The EL2 translation table provides an Intermediate Physical Address (IPA), which is the Physical Address (from the Realm point of view) that addresses will be translated to. This would be the role of a Hypervisor in a realistic implementation.

This table is located by the Virtualization Translation Table Base Register (VTTBR-EL2) .

The example maps 0x5xxxxxxx to the Physical Address 0xBxxxxxxx.

Image Alt Text:0x50000000

EL1 (and EL0)

The code moves to EL1 (Realms are only defined for EL1 and EL0), and translation tables mapping virtual addresses to the EL2 memory map are set up.

The debugger uses address space prefixes to help understand how these addresses are used.

For the addresses used in the example:

    

        
        
            mmu translate EL1RL:0xD0000020
        
    

outputs:

    

        
        Realm EL1&0 Stage 1 (AArch64):
  EL1RL:0x00000000D0000020 -> RLP:0x0000000050000020
Realm EL1&0 Stage 2 (AArch64):
  RLP:0x0000000050000020 -> NP:0x00000000B0000020

        
    

These addresses can be read from the memory pane or the command line:

    

        
        
            x/g EL1RL:0xD0000020
x/g NP:0xB0000020
        
    

outputs:

    

        
        EL1RL:0x00000000D0000020:  0x0000000011111111
NP:0x00000000B0000020:  0x0000000011111111

        
    

Similarly:

    

        
        
            mmu translate EL1RL:0xffffffff00000100
        
    

outputs:

    

        
        Realm EL1&0 Stage 1 (AArch64):
  EL1RL:0xFFFFFFFF00000100 -> RLP:0x0000000060000100
Realm EL1&0 Stage 2 (AArch64):
  RLP:0x0000000060000100 -> RLP:0x00000000A0000100

        
    

Demonstrate the protection that RME provides

The reference example successfully completes.

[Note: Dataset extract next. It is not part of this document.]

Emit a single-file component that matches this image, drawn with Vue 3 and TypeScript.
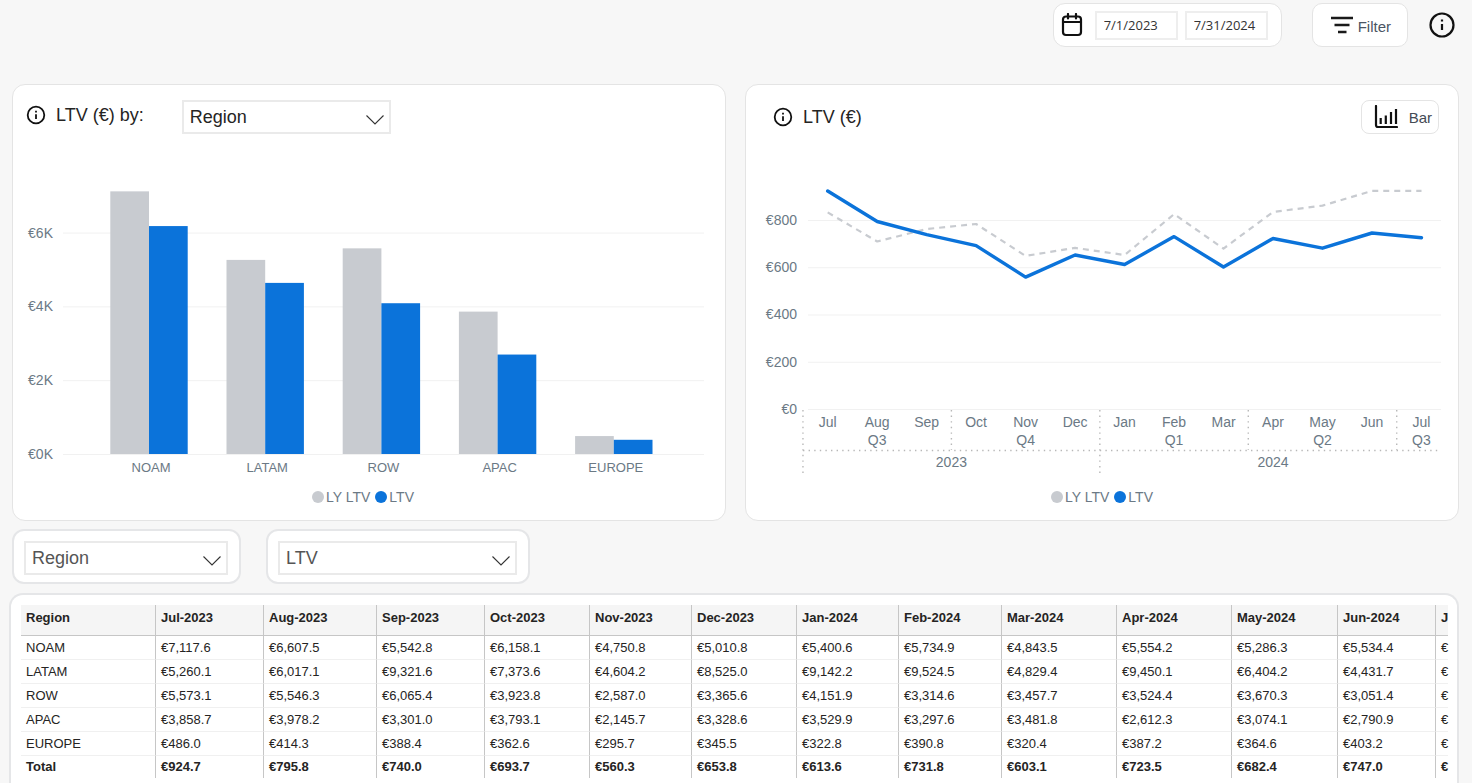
<script setup lang="ts">
import { ref } from 'vue'

interface RegionBar {
  name: string
  lastYear: number
  current: number
}

interface Column {
  label: string
  width: number | null
}

interface Row {
  name: string
  values: string[]
}

const startDate = ref('7/1/2023')
const endDate = ref('7/31/2024')
const chartDimension = ref('Region')
const tableDimension = ref('Region')
const measure = ref('LTV')

// Bar chart: LTV by region
const bars: RegionBar[] = [
  { name: 'NOAM', lastYear: 7117.6, current: 6177 },
  { name: 'LATAM', lastYear: 5260.1, current: 4637 },
  { name: 'ROW', lastYear: 5573.1, current: 4086 },
  { name: 'APAC', lastYear: 3858.7, current: 2695 },
  { name: 'EUROPE', lastYear: 486, current: 385 },
]
const barTicks = [0, 2, 4, 6]
const barBase = 304
const barWidth = 38.7
const barHeight = (value: number) => value * 0.0369
const barLeft = (index: number) => 97.3 + index * 116.2

// Line chart: LTV by month
const months = ['Jul', 'Aug', 'Sep', 'Oct', 'Nov', 'Dec', 'Jan', 'Feb', 'Mar', 'Apr', 'May', 'Jun', 'Jul']
const current = [924.7, 795.8, 740, 693.7, 560.3, 653.8, 613.6, 731.8, 603.1, 723.5, 682.4, 747, 727]
const lastYear = [834, 711, 764, 785, 650, 684, 654, 827, 681, 836, 863, 925, 925]
const quarters = [
  { label: 'Q3', month: 1 },
  { label: 'Q4', month: 4 },
  { label: 'Q1', month: 7 },
  { label: 'Q2', month: 10 },
  { label: 'Q3', month: 12 },
]
const years = [
  { label: '2023', month: 2.5 },
  { label: '2024', month: 9 },
]
const dividers = [
  { month: 0, bottom: 324 },
  { month: 3, bottom: 300 },
  { month: 6, bottom: 324 },
  { month: 9, bottom: 300 },
  { month: 12, bottom: 300 },
]
const lineTicks = [0, 200, 400, 600, 800]
const monthX = (index: number) => 81.7 + index * 49.48
const valueY = (value: number) => 259.5 - value * 0.2363
const points = (values: number[]) => values.map((v, i) => `${monthX(i).toFixed(1)},${valueY(v).toFixed(1)}`).join(' ')

const columns: Column[] = [
  { label: 'Region', width: 134 },
  { label: 'Jul-2023', width: 108 },
  { label: 'Aug-2023', width: 113 },
  { label: 'Sep-2023', width: 108 },
  { label: 'Oct-2023', width: 105 },
  { label: 'Nov-2023', width: 102 },
  { label: 'Dec-2023', width: 105 },
  { label: 'Jan-2024', width: 102 },
  { label: 'Feb-2024', width: 103 },
  { label: 'Mar-2024', width: 115 },
  { label: 'Apr-2024', width: 115 },
  { label: 'May-2024', width: 106 },
  { label: 'Jun-2024', width: 98 },
  { label: 'J', width: null },
]
const rows: Row[] = [
  { name: 'NOAM', values: ['€7,117.6', '€6,607.5', '€5,542.8', '€6,158.1', '€4,750.8', '€5,010.8', '€5,400.6', '€5,734.9', '€4,843.5', '€5,554.2', '€5,286.3', '€5,534.4', '€'] },
  { name: 'LATAM', values: ['€5,260.1', '€6,017.1', '€9,321.6', '€7,373.6', '€4,604.2', '€8,525.0', '€9,142.2', '€9,524.5', '€4,829.4', '€9,450.1', '€6,404.2', '€4,431.7', '€'] },
  { name: 'ROW', values: ['€5,573.1', '€5,546.3', '€6,065.4', '€3,923.8', '€2,587.0', '€3,365.6', '€4,151.9', '€3,314.6', '€3,457.7', '€3,524.4', '€3,670.3', '€3,051.4', '€'] },
  { name: 'APAC', values: ['€3,858.7', '€3,978.2', '€3,301.0', '€3,793.1', '€2,145.7', '€3,328.6', '€3,529.9', '€3,297.6', '€3,481.8', '€2,612.3', '€3,074.1', '€2,790.9', '€'] },
  { name: 'EUROPE', values: ['€486.0', '€414.3', '€388.4', '€362.6', '€295.7', '€345.5', '€322.8', '€390.8', '€320.4', '€387.2', '€364.6', '€403.2', '€'] },
]
const totals = ['€924.7', '€795.8', '€740.0', '€693.7', '€560.3', '€653.8', '€613.6', '€731.8', '€603.1', '€723.5', '€682.4', '€747.0', '€']
</script>

<template>
  <main class="page">
    <header class="toolbar">
      <div class="dates">
        <svg class="calendar" viewBox="0 0 22 24" aria-hidden="true">
          <rect x="2" y="3.5" width="18" height="18.5" rx="3" />
          <path d="M2 9H20M7 1V5.5M15 1V5.5" />
        </svg>
        <input v-model="startDate" class="date" type="text" aria-label="Start date" />
        <input v-model="endDate" class="date" type="text" aria-label="End date" />
      </div>
      <button class="filter" type="button">
        <svg class="filter-icon" viewBox="0 0 22 18" aria-hidden="true">
          <path d="M0 2H22M3.5 9H18.5M7 16H15.5" />
        </svg>
        Filter
      </button>
      <button class="icon-button" type="button" aria-label="About this report">
        <svg class="info info-large" viewBox="0 0 26 26" aria-hidden="true">
          <circle cx="13" cy="13" r="11.5" />
          <path d="M13 12V18M13 7.5V9.5" />
        </svg>
      </button>
    </header>

    <div class="charts">
      <section class="card">
        <div class="card-head">
          <div class="heading raised">
            <button class="icon-button" type="button" aria-label="About LTV by region">
              <svg class="info" viewBox="0 0 20 20" aria-hidden="true">
                <circle cx="10" cy="10" r="8.3" />
                <path d="M10 9.2V14M10 5.7V7.5" />
              </svg>
            </button>
            <label class="title" for="chart-dimension">LTV (€) by:</label>
          </div>
          <div class="dropdown chart-dropdown">
            <select id="chart-dimension" v-model="chartDimension">
              <option>Region</option>
            </select>
            <svg class="chevron" viewBox="0 0 18 10" aria-hidden="true"><path d="M0.5 0.5L9 9L17.5 0.5" /></svg>
          </div>
        </div>
        <svg class="chart" viewBox="0 0 712 330" role="img" aria-label="LTV by region">
          <g v-for="tick in barTicks" :key="tick">
            <line class="grid" x1="50" x2="691" :y1="barBase + 0.5 - barHeight(tick * 1000)" :y2="barBase + 0.5 - barHeight(tick * 1000)" />
            <text class="tick" x="40" :y="barBase + 5 - barHeight(tick * 1000)">€{{ tick }}K</text>
          </g>
          <g v-for="(bar, i) in bars" :key="bar.name">
            <rect class="bar-last" :x="barLeft(i)" :y="barBase - barHeight(bar.lastYear)" :width="barWidth" :height="barHeight(bar.lastYear)" />
            <rect class="bar-current" :x="barLeft(i) + barWidth" :y="barBase - barHeight(bar.current)" :width="barWidth" :height="barHeight(bar.current)" />
            <text class="category" :x="barLeft(i) + barWidth + 2" y="322">{{ bar.name }}</text>
          </g>
        </svg>
        <div class="legend legend-bars">
          <span class="key"><i class="dot"></i>LY LTV</span>
          <span class="key"><i class="dot dot-current"></i>LTV</span>
        </div>
      </section>

      <section class="card">
        <div class="card-head trend-head">
          <div class="heading">
            <button class="icon-button" type="button" aria-label="About LTV">
              <svg class="info" viewBox="0 0 20 20" aria-hidden="true">
                <circle cx="10" cy="10" r="8.3" />
                <path d="M10 9.2V14M10 5.7V7.5" />
              </svg>
            </button>
            <h2 class="title">LTV (€)</h2>
          </div>
          <button class="bar-toggle" type="button">
            <svg class="bar-icon" viewBox="0 0 24 24" aria-hidden="true">
              <path class="axes" d="M2 1V20Q2 22 4 22H23" />
              <path d="M6.7 13V19M11.8 10.5V19M17 7V19M22 4V19" />
            </svg>
            Bar
          </button>
        </div>
        <svg class="chart" viewBox="0 0 712 330" role="img" aria-label="LTV by month">
          <g v-for="tick in lineTicks" :key="tick">
            <line class="grid" x1="62" x2="695" :y1="valueY(tick)" :y2="valueY(tick)" />
            <text class="tick" x="51" :y="valueY(tick) + 4.5">€{{ tick }}</text>
          </g>
          <polyline class="line-last" :points="points(lastYear)" />
          <polyline class="line-current" :points="points(current)" />
          <line v-for="d in dividers" :key="d.month" class="dotted" :x1="monthX(d.month - 0.5)" :x2="monthX(d.month - 0.5)" y1="260" :y2="d.bottom" />
          <line class="dotted" x1="57" x2="694" y1="300.5" y2="300.5" />
          <text v-for="(m, i) in months" :key="`m${i}`" class="month" :x="monthX(i)" y="277">{{ m }}</text>
          <text v-for="q in quarters" :key="`q${q.month}`" class="month" :x="monthX(q.month)" y="295">{{ q.label }}</text>
          <text v-for="y in years" :key="y.label" class="month" :x="monthX(y.month)" y="317">{{ y.label }}</text>
        </svg>
        <div class="legend">
          <span class="key"><i class="dot"></i>LY LTV</span>
          <span class="key"><i class="dot dot-current"></i>LTV</span>
        </div>
      </section>
    </div>

    <div class="selectors">
      <div class="selector">
        <div class="dropdown region-dropdown">
          <select v-model="tableDimension" aria-label="Table rows">
            <option>Region</option>
          </select>
          <svg class="chevron" viewBox="0 0 18 10" aria-hidden="true"><path d="M0.5 0.5L9 9L17.5 0.5" /></svg>
        </div>
      </div>
      <div class="selector">
        <div class="dropdown measure-dropdown">
          <select v-model="measure" aria-label="Table measure">
            <option>LTV</option>
          </select>
          <svg class="chevron" viewBox="0 0 18 10" aria-hidden="true"><path d="M0.5 0.5L9 9L17.5 0.5" /></svg>
        </div>
      </div>
    </div>

    <section class="sheet">
      <table>
        <colgroup>
          <col v-for="c in columns" :key="c.label" :style="c.width ? { width: `${c.width}px` } : undefined" />
        </colgroup>
        <thead>
          <tr>
            <th v-for="c in columns" :key="c.label" scope="col">{{ c.label }}</th>
          </tr>
        </thead>
        <tbody>
          <tr v-for="row in rows" :key="row.name">
            <th scope="row">{{ row.name }}</th>
            <td v-for="(v, i) in row.values" :key="i">{{ v }}</td>
          </tr>
        </tbody>
        <tfoot>
          <tr>
            <th scope="row">Total</th>
            <td v-for="(v, i) in totals" :key="i">{{ v }}</td>
          </tr>
        </tfoot>
      </table>
    </section>
  </main>
</template>

<style>
body {
  margin: 0;
  background: #f7f7f7;
}
</style>

<style scoped>
.page,
.page * {
  box-sizing: border-box;
}

.page {
  display: flex;
  flex-direction: column;
  min-height: 100vh;
  font-family: "Liberation Sans", Arial, sans-serif;
  color: #252423;
  background: #f7f7f7;
}

button,
input,
select {
  font-family: inherit;
  color: inherit;
}

.toolbar {
  display: flex;
  justify-content: flex-end;
  align-items: center;
  padding: 3px 17px 0 0;
  margin-bottom: 37px;
}

.dates {
  display: flex;
  align-items: center;
  gap: 7px;
  height: 44px;
  padding: 0 13px 0 7px;
  margin-right: 30px;
  background: #fff;
  border: 1px solid #e4e4e4;
  border-radius: 12px;
}

.calendar {
  width: 22px;
  height: 24px;
  margin-right: 5px;
  fill: none;
  stroke: #111;
  stroke-width: 2.2;
  stroke-linecap: round;
}

.date {
  width: 83px;
  height: 29px;
  padding: 0 7px;
  font-family: "Open Sans", "Noto Sans", sans-serif;
  font-size: 13px;
  color: #333;
  background: #fff;
  border: 2px solid #eee;
  border-radius: 0;
}

.filter {
  display: flex;
  align-items: center;
  gap: 5px;
  height: 44px;
  padding: 2px 16px 0 18px;
  margin-right: 21px;
  font-size: 15px;
  color: #4b5563;
  background: #fff;
  border: 1px solid #e4e4e4;
  border-radius: 10px;
}

.filter-icon {
  width: 22px;
  height: 18px;
  margin-bottom: 3px;
  fill: none;
  stroke: #1a1a1a;
  stroke-width: 2.4;
}

.icon-button {
  display: flex;
  padding: 0;
  background: none;
  border: 0;
}

.info {
  width: 20px;
  height: 20px;
  fill: none;
  stroke: #111;
  stroke-width: 1.8;
}

.info-large {
  width: 26px;
  height: 26px;
  stroke-width: 2.2;
}

.charts {
  display: grid;
  grid-template-columns: 1fr 1fr;
  gap: 19px;
  padding: 0 13px 0 12px;
}

.card {
  padding: 15px 0;
  background: #fff;
  border: 1px solid #e4e4e4;
  border-radius: 13px;
}

.card-head {
  display: flex;
  align-items: center;
  height: 34px;
  padding-left: 13px;
  margin-bottom: 16px;
}

.trend-head {
  justify-content: space-between;
  padding: 0 19px 0 27px;
}

.heading {
  display: flex;
  align-items: center;
  gap: 10px;
}

.raised {
  padding-bottom: 4px;
}

.title {
  margin: 0;
  font-size: 18px;
  line-height: 20px;
  font-weight: 400;
}

.dropdown {
  position: relative;
}

.dropdown select {
  display: block;
  width: 100%;
  height: 34px;
  padding: 0 30px 0 6px;
  font-size: 18px;
  appearance: none;
  background: #fff;
  border: 2px solid #eaeaea;
  border-radius: 0;
}

.chevron {
  position: absolute;
  right: 7px;
  top: 15px;
  width: 18px;
  height: 10px;
  fill: none;
  stroke: #333;
  stroke-width: 1.1;
  pointer-events: none;
}

.chart-dropdown {
  width: 209px;
  margin-left: 38px;
}

.region-dropdown {
  width: 204px;
}

.measure-dropdown {
  width: 239px;
}

.bar-toggle {
  display: flex;
  align-items: center;
  gap: 11px;
  height: 34px;
  padding: 0 6px 0 12px;
  font-size: 15px;
  color: #444b55;
  background: #fff;
  border: 1px solid #e4e4e4;
  border-radius: 8px;
}

.bar-icon {
  width: 24px;
  height: 24px;
  fill: none;
  stroke: #111;
  stroke-width: 2.2;
}

.axes {
  stroke-linecap: round;
}

.chart {
  display: block;
  width: 100%;
  height: auto;
  font-size: 14px;
  fill: #6b7985;
}

.grid {
  stroke: #f1f1f1;
  stroke-width: 1;
}

.tick {
  text-anchor: end;
}

.month {
  text-anchor: middle;
}

.category {
  font-size: 13px;
  text-anchor: middle;
}

.bar-last {
  fill: #c8cbd0;
}

.bar-current {
  fill: #0b73da;
}

.line-last,
.line-current {
  fill: none;
  stroke-linejoin: round;
}

.line-last {
  stroke: #c8cbd0;
  stroke-width: 2.2;
  stroke-dasharray: 6 5;
}

.line-current {
  stroke: #0b73da;
  stroke-width: 3.4;
  stroke-linecap: round;
}

.dotted {
  stroke: #b8b8b8;
  stroke-width: 1.4;
  stroke-dasharray: 1.4 4.2;
}

.legend {
  display: flex;
  justify-content: center;
  gap: 5px;
  padding-top: 9px;
  font-size: 14px;
  line-height: 16px;
  color: #6b7985;
}

.legend-bars {
  padding-right: 12px;
}

.key {
  display: flex;
  align-items: center;
  gap: 2px;
}

.dot {
  width: 12px;
  height: 12px;
  background: #c8cbd0;
  border-radius: 50%;
}

.dot-current {
  background: #0b73da;
}

.selectors {
  display: flex;
  gap: 25px;
  padding: 8px 12px 9px;
  color: #555;
}

.selector {
  padding: 10px 11px 7px 10px;
  background: #fff;
  border: 2px solid #e5e6e8;
  border-radius: 12px;
}

.sheet {
  flex: 1;
  padding: 10px 9px 6px 10px;
  margin: 0 13px 0 9px;
  overflow: hidden;
  background: #fff;
  border: 2px solid #e5e6e8;
  border-bottom: 0;
  border-radius: 14px 14px 0 0;
}

table {
  width: 100%;
  table-layout: fixed;
  border-collapse: separate;
  border-spacing: 0;
  font-size: 13px;
  line-height: 16px;
  text-align: left;
}

th,
td {
  height: 24px;
  padding: 0 0 0 5px;
  border-bottom: 1px solid #f0f0f0;
  white-space: nowrap;
}

th + th,
td {
  border-left: 1px solid #c6c6c6;
}

thead th {
  height: 31px;
  padding-bottom: 5px;
  background: #f5f5f5;
  border-bottom-color: #c6c6c6;
}

tbody th {
  font-weight: 400;
}

tfoot th,
tfoot td {
  height: 22px;
  border-bottom: 0;
  font-weight: 700;
}
</style>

We can make changes to the translation tables to see the effect of the protection that RME provides.

Disconnect the debugger, and reconnect.

Before execution, change the translation table entry defining Realms access for the 16KB region at 0xA0000000.

For example, to set for Secure access only, set that least-significant half-byte to 0x8:

    

        
        
            memory set 0x80024000 64 0x8
        
    

Set a breakpoint on the STR instruction that writes to 0xFFFFFFFF00000100, which translates to 0xA0000100:

    

        
        
                MOV64 X1, 0xFFFFFFFF00000100 // mapped to 0xA0000100 RL via IPA 0x60000100
    MOV32 X0, 0x22222222
*   STR X0, [X1]
        
    

And run (F8) to there. Observe that the physical address (0xA0000100) requires secure access permissions:

Image Alt Text:0xA0000000

However, the Realm (0xFFFFFFFF00000100) MMU is unchanged.

Image Alt Text:0xFFFFFFFF0000000

Execute (F5) the STR instruction, and a memory exception correctly occurs, and the code branches to the vector table (at 0x200).

    

        
        Execution stopped in EL1h mode at EL1RL:0x0000000000000200

        
    
Note

The example has not configured the Realm vector table, and so there will also be a memory access error at the vector table.

This can be ignored for the purposes of understanding RME behavior.